A virtualized radio access network (vRAN) is a key part of the 5G network architecture as defined by the 3GPP. And vRAN is getting a lot of attention from network operators because it promises to lower operator capex and opex costs as well as make it possible for them to add new capabilities to the network more quickly.
The growing interest in vRAN has prompted the creation of three different groups — the xRAN Forum, the Telecom Infra Project’s OpenRAN Group, and Cisco’s Open vRAN initiative. All of these groups say they are working to make the RAN more open by using standardized interfaces and white box network elements.
This area seems like a natural fit for the Linux Foundation Networking Fund (LNF). The LFN was formed earlier this year after the Linux Foundation combined six of its open source networking projects into one. Those six initial projects are ONAP, OPNFV, OpenDaylight, FD.io, PNDA, and SNAS.
A Likely Pair
And some operators believe that it is only a matter of time before the Linux Foundation steps in. In a recent interview with Chih-Lin I, Ph.D., chief scientist at China Mobile, she said that ORAN, which is the name of the newly combined xRAN Forum and C-RAN Alliance, has caught the attention of the Linux Foundation, and the group is interested in seeing how ORAN might fit into the LNF.

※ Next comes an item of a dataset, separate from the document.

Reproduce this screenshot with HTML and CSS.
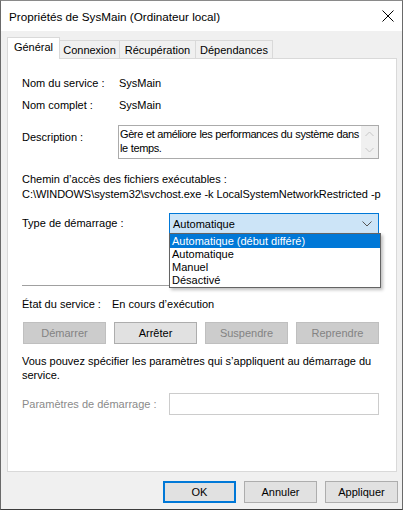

But so far, the LNF has not announced any plans to get involved in this area. In a statement to SDxCentral, Arpit Joshipura, general manager of networking at the Linux Foundation and executive director of LNF said: “We are always looking at ways to further accelerate and extend the networking ecosystem and will continue to evaluate specific areas of potential growth.”
Nevertheless, the LNF is riding high on the success of the Open Network Automation Platform (ONAP), which now enables nearly 60 percent of the world’s mobile subscribers. Platinum members include AT&T, China Mobile, China Telecom, Verizon, Cisco, Ericsson, Orange, IM, VMware, Vodafone, and Bell Canada.